たこやきレインボーに入る前にお芝居のレッスンもやっていたのですが、そこではあくまで基礎の基礎みたいな感じだったんです。しっかりとした土台はまだできていませんでした。今回、木村さんからご指導いただいて、まず取り組んだのは「自分が演じるキャラクターについて考える」ということでした。この人物は怒ったとき、どういう怒り方をするのか。どんな環境で育ってきたのか。今回のクリコで言えば、たとえば彼女はどんな人を好きになるのかとか。「きっと友だちも少なくて、趣味もあまりないから、好きな人ができたら依存していくんじゃないか」とキャラクターをさらに掘り下げていきました。「クリコは夜中に呼び出されても行くタイプじゃないか」とか。芯があるようでないイメージ。そうやって自分なりにクリコ像を作っていきました。
――そういう部分が演技のおもしろさでもありますよね。
本当におもしろいです。読み合わせから2週間以上が経って、台詞も体に染み付いてきました。クリコというキャラクターとしてのリアルさが出てくるようになりました。
――現状の課題はどういうところにあると考えていますか。
これから初日を迎えるまでの私の課題は、いろんなパターンで演技をやってみること。各場面、自分なりの工夫を入れていきたいです。あと舞台は、生の声をお客様に届けることになりますよね。そこが難しそう。共演のみなさんは声量もものすごいですし。(佐藤)太一郎さんは特に迫力があります! たこやきレインボーのときは歌やダンスを後ろまで届ける意識でずっとやっていました。だけど会話となるとやっぱり難しい。そこは木村さんたちに指導をしていただいて、クリアしていきたいです。
堀くるみ
――たこやきレインボーを卒業することが決まった時点で、次の進路として「芝居をやろう」と考えていたんですか。

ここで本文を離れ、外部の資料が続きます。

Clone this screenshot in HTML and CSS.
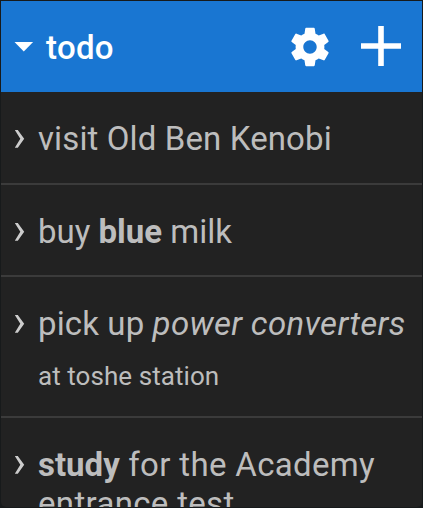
FILE: index.html
```html
<!DOCTYPE html>
<html lang="en">
<head>
<meta charset="utf-8">
<title>todo</title>
<link rel="stylesheet" href="styles.css">
</head>
<body>
<main class="widget">
  <header class="bar">
    <svg class="caret" width="20" height="12" viewBox="0 0 20 12"><path d="M.5 1h18.6l-9.3 9.5z" fill="#fff"/></svg>
    <h1 class="title">todo</h1>
    <svg class="gear" width="46" height="46" viewBox="0 0 24 24"><path fill="#fff" d="M19.43 12.98c.04-.32.07-.64.07-.98s-.03-.66-.07-.98l2.11-1.65c.19-.15.24-.42.12-.64l-2-3.46c-.12-.22-.39-.3-.61-.22l-2.49 1c-.52-.4-1.08-.73-1.69-.98l-.38-2.65C14.46 2.18 14.25 2 14 2h-4c-.25 0-.46.18-.49.42l-.38 2.65c-.61.25-1.17.59-1.69.98l-2.49-1c-.23-.09-.49 0-.61.22l-2 3.46c-.13.22-.07.49.12.64l2.11 1.65c-.04.32-.07.65-.07.98s.03.66.07.98l-2.11 1.65c-.19.15-.24.42-.12.64l2 3.46c.12.22.39.3.61.22l2.49-1c.52.4 1.08.73 1.69.98l.38 2.65c.03.24.24.42.49.42h4c.25 0 .46-.18.49-.42l.38-2.65c.61-.25 1.17-.59 1.69-.98l2.49 1c.23.09.49 0 .61-.22l2-3.46c.12-.22.07-.49-.12-.64l-2.11-1.65zM12 15.5c-1.93 0-3.5-1.57-3.5-3.5s1.57-3.5 3.5-3.5 3.5 1.57 3.5 3.5-1.57 3.5-3.5 3.5z"/></svg>
    <svg class="plus" width="40" height="40" viewBox="0 0 40 40"><path d="M17.2 0h5.6v17.2H40v5.6H22.8V40h-5.6V22.8H0v-5.6h17.2z" fill="#fff"/></svg>
  </header>
  <ul class="list">
    <li class="item">
      <svg class="chevron" width="12" height="20" viewBox="0 0 12 20"><path d="M.8 1h3l6.4 8.8-6.4 8.9h-3l5.5-8.9z"/></svg>
      <p class="text">visit Old Ben Kenobi</p>
    </li>
    <li class="item">
      <svg class="chevron" width="12" height="20" viewBox="0 0 12 20"><path d="M.8 1h3l6.4 8.8-6.4 8.9h-3l5.5-8.9z"/></svg>
      <p class="text tight">buy <b>blue</b> milk</p>
    </li>
    <li class="item noted">
      <svg class="chevron" width="12" height="20" viewBox="0 0 12 20"><path d="M.8 1h3l6.4 8.8-6.4 8.9h-3l5.5-8.9z"/></svg>
      <div class="content">
        <p class="text">pick up <i>power converters</i></p>
        <p class="note">at toshe station</p>
      </div>
    </li>
    <li class="item">
      <svg class="chevron" width="12" height="20" viewBox="0 0 12 20"><path d="M.8 1h3l6.4 8.8-6.4 8.9h-3l5.5-8.9z"/></svg>
      <p class="text loose"><b>study</b> for the Academy entrance test</p>
    </li>
  </ul>
</main>
</body>
</html>
```
FILE: styles.css
```css
* { box-sizing: border-box; }
body {
  margin: 0;
  height: 508px;
  padding: 1px;
  overflow: hidden;
  background: #171a1b;
  font-family: Roboto, sans-serif;
}
.widget {
  height: 506px;
  overflow: hidden;
  background: #222;
  border-radius: 0 0 5px 5px;
}
.bar {
  display: flex;
  align-items: center;
  height: 91px;
  padding: 0 21px 0 13px;
  background: #1976d2;
  color: #fff;
}
.caret { margin-top: 1px; }
.title {
  flex: 1;
  margin: 2px 0 0 12px;
  font-size: 33px;
  font-weight: 500;
  line-height: 39px;
  letter-spacing: .3px;
}
.gear { margin-right: 28px; }
.plus { margin-bottom: 1px; }
.list {
  margin: 0;
  padding: 0;
  list-style: none;
}
.item {
  display: flex;
  align-items: flex-start;
  min-height: 92.5px;
  padding: 27px 10px 24px 13px;
  border-bottom: 2px solid #3b3b3b;
  color: #bdbdbd;
}
.noted { min-height: 141px; }
.chevron {
  flex: none;
  margin: 10px 12px 0 0;
  fill: #ccc;
}
.text {
  margin: 0;
  font-size: 33px;
  line-height: 39px;
  letter-spacing: .12px;
}
.text i { letter-spacing: .33px; }
.tight { letter-spacing: 0; }
.loose { letter-spacing: .33px; }
.loose b { letter-spacing: 0; }
.note {
  margin: 18px 0 0;
  font-size: 26px;
  line-height: 30px;
  letter-spacing: .06px;
}
```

私はもともと女優になることが夢でした。映画、ドラマに参加させていただくこともあり、「お芝居をもっとやりたい」という気持ちが大きくなっていました。女優さんへの憧れはずっと持っていましたね。
――初日が迫ってきましたが、不安はありませんか。
意外とないんです。「絶対になんとかなる」と思っていて。「私はクリコちゃんなんだ」と役に入り込んでいれば何でもできる気がしています。あと共演のみなさんの存在が心強いです。何かあってもみなさんがいてくれたら「大丈夫、安心」という感じです。ここまでの稽古でも濃い時間を過ごしているので、大きな不安はありません。
――『丸尾不動産』での経験は、今後の堀さんのキャリアにも生かされてきそうですね。
木村さんから「お芝居は嘘の世界だけど、その世界に生きる人物としてのリアルな感情を動かしていく」と指導していただいて、その部分はこれからも大事にしていきたいです。演技についての考え方が変わりました。これからもお芝居をする機会があれば、そこを根っこにしていきたいです。